Our commitment to “cherishing all the children of the nation equally” can be effectively served through the range and variety of programmes provided by the Museum. We have consulted with the Department of Children and Youth Affairs; the Children’s Mental Health Coalition; the Children’s Rights Alliance and the Department of the Ombudsman, Dr. Niall Muldoon, for advice on best practice, in the implementation of our policies and services.
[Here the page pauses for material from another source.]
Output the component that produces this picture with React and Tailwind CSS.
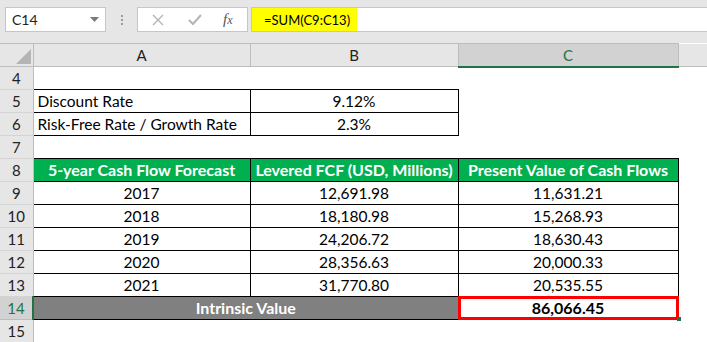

Disability – Access and Participation

Our aim is to ensure that audiences, artists and participants with disabilities can engage as fully as possible with the activities of the Museum. The Museum will collaborate with the Arts Council, Arts Disability Network (ADI), and Arts and Disability Ireland (ADI) to support us to deliver on our commitment to access, engagement and diversity of practice.

Benefits to all

  • Benefits children through a variety of educational interactive learning and hands-on programmes and activities for social interaction opportunities for children and parents
  • Engages the community through employment and volunteering opportunities in a socially inclusive way across the communities, and collaborating with health and social sectors to reach vulnerable children
  • Benefits schools by providing opportunities for Transition Year students to engage in project-based work including inter-generational work with the older generation
  • Benefits language schools by providing opportunities for their students to engage in project- based work and, in addition, forging strong links to communities abroad
  • Encourages and enables through its outreach programme intergenerational conversations around childhood
  • Preserves our cultural heritage by having a state-of-the art facility to house items of cultural heritage related to childhood, for collectors to have an obvious home for their collections ensuring a sustainable infrastructure to avoid losing important collections to the state in the future
  • Provides opportunities for the exploration of founding principles in primary science and innovation in the play of childhood.